FAR is fascinating. It may look like a Norton Commander, but it's fully integrated in Windows and the extension system goes beyond most Norton Commander clones. It may be a small thing since the API in windows is fairly simple, but what got me is the fact that you double click an item and you get a copy of windows explorers right click + FAR extensions.

But yes, I agree I've asked myself the same question.

Would you imagine that instead of browsing records in a shop or even listening to radio all you and your friends have is the same mixtape copied over and over again? Sounds weird, but that's how software distributed from 80s well into mid-00s in Russia.

You didn't get particular products, you got a disk with "all the good bits" according to someone. Somehow Norton Commander ended up in the list at some point, so it instantly became a default and nobody knew anything better. Every DOS computer in 90s Russia booted right into NC, or its Russian clone VC.

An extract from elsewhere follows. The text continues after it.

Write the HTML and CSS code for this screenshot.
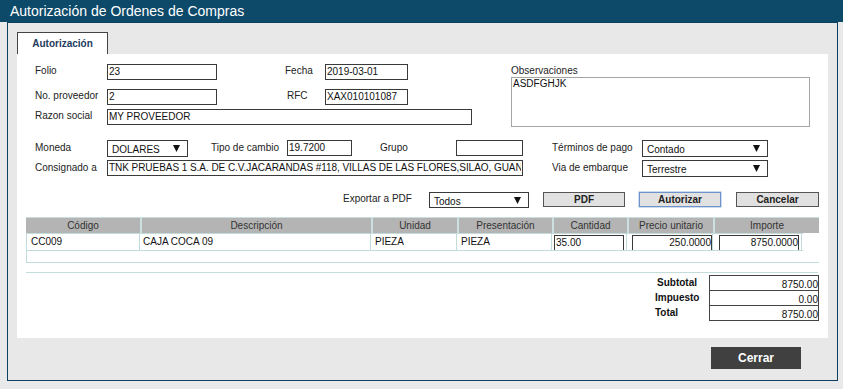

VC was too lightweight. Dos Navigator, written in Turbo Vision by developers from Moldova, was much better and replaced Norton Commander very quickly.
VC was written in asm.
I don't know, is it? That's kinda how stuff was distributed in Germany back in the days. At least I think, I don't quite remember in detail what was on those disks. Although I don't remember any computer booting straight into nc

Was it that much different in the US?

I'm Russian and I have no idea! But I can confirm that it's very popular amongst old Russian developers.
Norton Commander as well. Russians favour brutal simplicity.